If you’ve gone into the home staging business because you’re a creative person, this sort of client will completely stifle your creativity and suck all the joy out of giving advice and envisioning the potential of a property. You’ll also have to worry more about bounced checks and chasing your money.
The Staging Diva, who has trained more than 4000 people around the world to become home stagers says, “Marketing is more than telling people what you charge for your services. You have to position yourself, properly explain the benefits of your services in a way that is meaningful to the potential customer, learn how to convey the right image and relate to people in a way that makes them want to work with you. You really should have a prospect sold on you long before you start talking price. They should want you bad enough that your rate is not an issue.”
About the author
The creator of the Staging Diva Home Staging Business Training Program, Debra Gould has staged millions of dollars worth of real estate, including seven of her own homes. She is the president of home staging firm SixElements.com and has trained thousands of home stagers to start and grow their own businesses. Gould created the Staging Diva Directory of Home Stagers to help home sellers and real estate agents locate staging services in their area.
©2002-2023 Six Elements Design Group Inc. All rights reserved. Republication or dissemination of this content is expressly prohibited without written permission.
®Staging Diva is a registered trademark, and ™Debra Gould Studio is a trademark, of Six Elements Design Group Inc.
Debra Gould Studio
Shop Our Store!
Thank you for this input. Since graduating from the Haverhill Institute of Staging & Design I have working hard on starting up my own home staging/interior design and redesign business. No clients to date but I have been reading everything I can get my hands on regarding starting up a home staging business. Several experts have suggested such tactics as forgoing payment for the staging the first home with a particular realtor until the home sells (similar to the way realtors work), or offering to stage the first home at no charge exchange for an opportunity to display marketing materials at the staged home…I am a registered interior designer with ten years of experience and am very excited about this new opportunity. I want to set off on the right foot but I am also beginning to believe that I need a hook to get started in a business that to date has not taken off in my area.
Elisabeth, I have written extensively on why the two strategies for getting work that you just mentioned are a bad idea in Home Staging Business Report.

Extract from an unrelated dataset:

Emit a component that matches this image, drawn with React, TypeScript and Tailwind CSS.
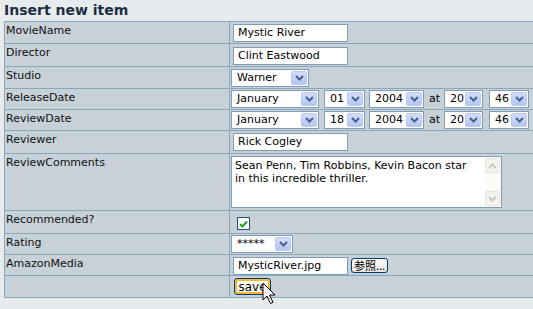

If you are a registered interior designer with 10 years of experience, clearly “how to stage a house” is not an issue for you. The question is how to make a living at it. I strongly encourage you to take a look at the Staging Diva Home Staging Business Training Program. It will not duplicate anything you may have learned with Haverhill because this is a program about how to start and grow your own staging business, not about how to go to work for another company. It is based on my 20+ years as an entrepreneur, 7 of those as a home stager. I don’t teach you how to decorate, the assumption is that you already have talent in this area. You’ll get 10 hours of instruction on how to get clients to hire you, how to avoid free estimates, how to price for your services, how to market to your four key target audiences and more. Get the full scoop at http://www.stagingdiva.com/homestagingtraining.html
Debra, you’ve got me thinking about the business I have gotten and the business I haven’t. I just landed a huge staging job where I know I really had no competition (the client complained about the one other staging company who was unresponsive, couldn’t read floor plans, etc.). The client did not try to negotiate down my fees. I know it’s because prior to hiring me my responsiveness and professionalism shined through. He trusts me to do a good job and get it done on time. It’s the people who call and the first thing they ask is “how much does staging cost?” that never turn into clients. Even if I steer the client away from the cost and describe the process and the benefits (with a few success stories thrown in), it doesn’t seem to work. Either they weren’t really serious or they found someone cheaper. I have found that all of my clients became clients because they were convinced that home staging is what they needed BEFORE they called me, and some had even made up their mind that they wanted ME over other stagers. Maybe I need to do a better sales job with the how-much-does-it-cost prospects, I don’t know.
Donna, that’s excellent feedback to the point of this article. Once you’re dealing with people who respect the value of what we do, it’s a completely different experience. Refer back to your notes from course 2 where I talked about how I changed my pricing strategy in my first year as a home stager and what I said about the kind of projects I got after that.
As for having people call you who have already made up their mind that they want YOU, that’s the beauty of pursuing the marketing strategy I shared with you in course 4. It’s all about how to become the expert in your market so that people who want the best, will want you. The work you’ve been doing over the past 14 months or so will serve you well over the long term because you’ll continue to attract the right type of clients. And you’ll find you need far fewer of them to make the same money.
Keep on your path, no matter what you see the majority of your competitors doing!